(Front-end source files)
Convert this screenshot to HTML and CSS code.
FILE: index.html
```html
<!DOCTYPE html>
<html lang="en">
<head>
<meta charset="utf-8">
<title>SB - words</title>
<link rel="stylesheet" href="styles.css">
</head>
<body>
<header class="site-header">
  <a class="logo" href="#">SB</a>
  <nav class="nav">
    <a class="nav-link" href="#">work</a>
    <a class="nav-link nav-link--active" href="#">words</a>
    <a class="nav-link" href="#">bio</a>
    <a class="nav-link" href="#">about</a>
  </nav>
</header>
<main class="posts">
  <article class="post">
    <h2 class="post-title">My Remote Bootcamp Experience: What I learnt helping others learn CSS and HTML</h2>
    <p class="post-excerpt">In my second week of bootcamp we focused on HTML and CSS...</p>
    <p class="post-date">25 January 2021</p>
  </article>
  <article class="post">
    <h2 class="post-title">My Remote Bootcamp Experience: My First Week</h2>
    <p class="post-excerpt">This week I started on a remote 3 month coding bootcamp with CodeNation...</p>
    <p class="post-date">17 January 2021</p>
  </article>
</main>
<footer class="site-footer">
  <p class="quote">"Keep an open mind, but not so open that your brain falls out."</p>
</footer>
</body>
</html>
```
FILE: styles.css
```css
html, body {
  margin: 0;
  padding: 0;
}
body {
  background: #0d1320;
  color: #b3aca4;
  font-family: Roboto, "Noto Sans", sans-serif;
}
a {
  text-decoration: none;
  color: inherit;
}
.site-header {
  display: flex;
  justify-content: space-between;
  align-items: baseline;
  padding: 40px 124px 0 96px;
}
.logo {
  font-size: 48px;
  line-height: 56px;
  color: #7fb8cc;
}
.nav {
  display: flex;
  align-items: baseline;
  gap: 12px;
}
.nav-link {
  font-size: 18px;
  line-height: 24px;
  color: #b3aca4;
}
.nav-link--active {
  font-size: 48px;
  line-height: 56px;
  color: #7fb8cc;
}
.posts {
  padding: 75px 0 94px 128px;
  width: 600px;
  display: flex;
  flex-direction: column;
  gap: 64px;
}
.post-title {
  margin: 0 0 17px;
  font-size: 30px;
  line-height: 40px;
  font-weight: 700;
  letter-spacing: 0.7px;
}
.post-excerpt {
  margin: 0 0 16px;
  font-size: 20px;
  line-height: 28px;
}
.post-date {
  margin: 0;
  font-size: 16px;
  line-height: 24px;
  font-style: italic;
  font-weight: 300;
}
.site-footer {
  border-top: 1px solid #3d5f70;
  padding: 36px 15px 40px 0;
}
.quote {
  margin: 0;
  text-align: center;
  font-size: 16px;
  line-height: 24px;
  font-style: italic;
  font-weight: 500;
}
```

...

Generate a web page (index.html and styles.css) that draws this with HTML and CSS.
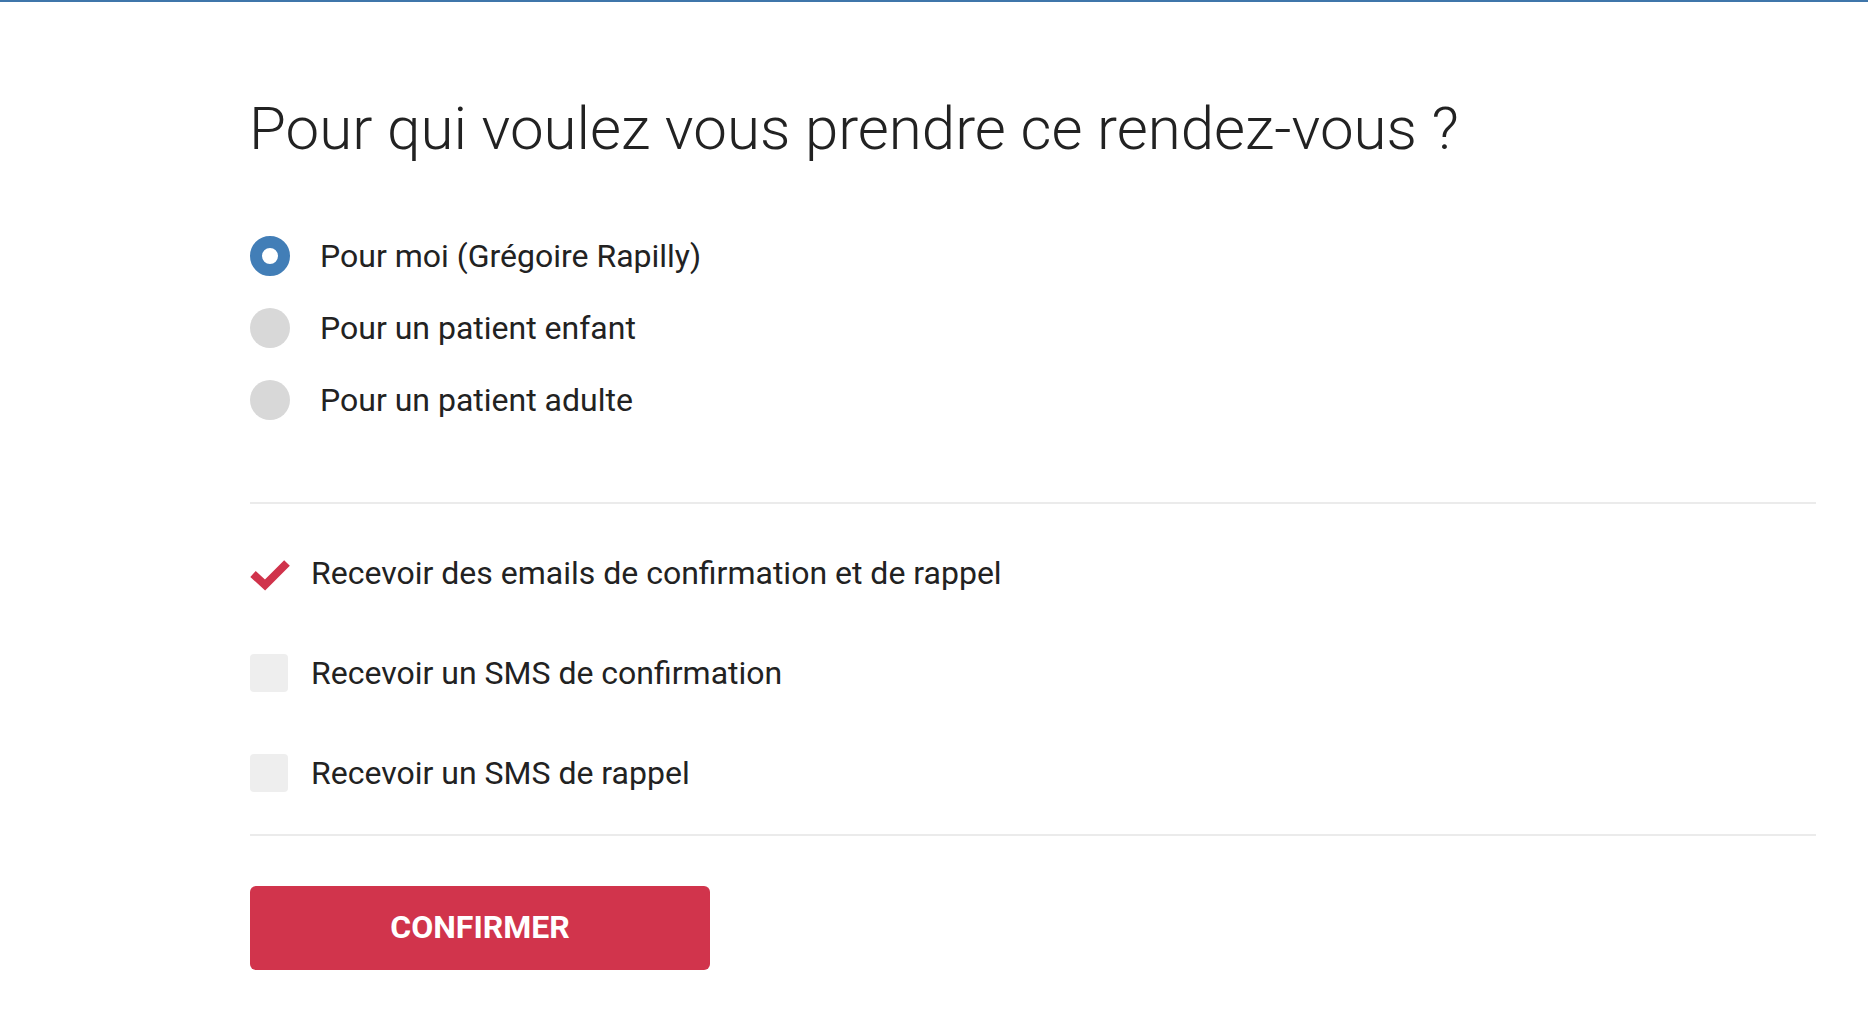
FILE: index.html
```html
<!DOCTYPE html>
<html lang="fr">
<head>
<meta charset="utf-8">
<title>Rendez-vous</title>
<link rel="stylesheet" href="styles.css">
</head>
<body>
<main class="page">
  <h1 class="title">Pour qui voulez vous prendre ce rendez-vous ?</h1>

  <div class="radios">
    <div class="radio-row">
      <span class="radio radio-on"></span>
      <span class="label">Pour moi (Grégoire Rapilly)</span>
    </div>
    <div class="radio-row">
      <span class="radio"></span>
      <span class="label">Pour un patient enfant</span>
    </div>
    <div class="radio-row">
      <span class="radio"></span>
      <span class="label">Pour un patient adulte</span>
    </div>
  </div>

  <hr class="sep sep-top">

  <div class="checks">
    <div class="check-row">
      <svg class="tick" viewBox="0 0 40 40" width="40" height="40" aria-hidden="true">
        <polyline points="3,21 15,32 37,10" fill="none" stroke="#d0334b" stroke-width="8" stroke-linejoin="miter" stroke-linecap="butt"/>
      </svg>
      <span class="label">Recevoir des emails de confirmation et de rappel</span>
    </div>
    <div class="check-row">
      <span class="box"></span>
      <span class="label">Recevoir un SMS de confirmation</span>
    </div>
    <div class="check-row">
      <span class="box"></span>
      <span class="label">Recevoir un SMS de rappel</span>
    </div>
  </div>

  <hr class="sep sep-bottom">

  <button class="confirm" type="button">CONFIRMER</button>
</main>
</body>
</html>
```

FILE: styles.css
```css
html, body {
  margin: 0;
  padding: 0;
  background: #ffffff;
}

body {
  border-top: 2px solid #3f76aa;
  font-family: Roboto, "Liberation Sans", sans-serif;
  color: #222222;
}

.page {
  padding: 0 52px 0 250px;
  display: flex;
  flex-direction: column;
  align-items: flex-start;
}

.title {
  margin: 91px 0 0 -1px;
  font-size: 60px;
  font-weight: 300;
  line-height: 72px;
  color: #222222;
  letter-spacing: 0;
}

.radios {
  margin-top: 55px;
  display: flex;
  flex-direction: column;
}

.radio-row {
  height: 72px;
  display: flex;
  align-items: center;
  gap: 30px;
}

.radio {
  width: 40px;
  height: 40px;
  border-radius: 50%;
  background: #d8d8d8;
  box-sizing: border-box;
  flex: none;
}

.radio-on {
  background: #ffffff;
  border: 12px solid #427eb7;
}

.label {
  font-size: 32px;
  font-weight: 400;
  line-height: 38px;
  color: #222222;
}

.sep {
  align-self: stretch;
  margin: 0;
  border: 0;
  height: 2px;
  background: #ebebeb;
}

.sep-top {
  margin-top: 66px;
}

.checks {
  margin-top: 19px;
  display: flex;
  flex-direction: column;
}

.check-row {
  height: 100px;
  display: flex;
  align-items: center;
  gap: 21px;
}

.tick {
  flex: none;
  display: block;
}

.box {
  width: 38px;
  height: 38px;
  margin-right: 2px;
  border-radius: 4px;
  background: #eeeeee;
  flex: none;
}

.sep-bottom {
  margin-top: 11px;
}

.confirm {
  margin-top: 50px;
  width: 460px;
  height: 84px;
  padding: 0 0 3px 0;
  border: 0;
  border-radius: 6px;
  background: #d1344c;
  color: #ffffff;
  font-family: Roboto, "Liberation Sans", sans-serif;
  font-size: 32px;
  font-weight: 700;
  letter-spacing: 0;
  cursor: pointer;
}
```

● Problem statement
Determine how many lines in the data above contain the string "that". Give nothing except the number.

● Response
2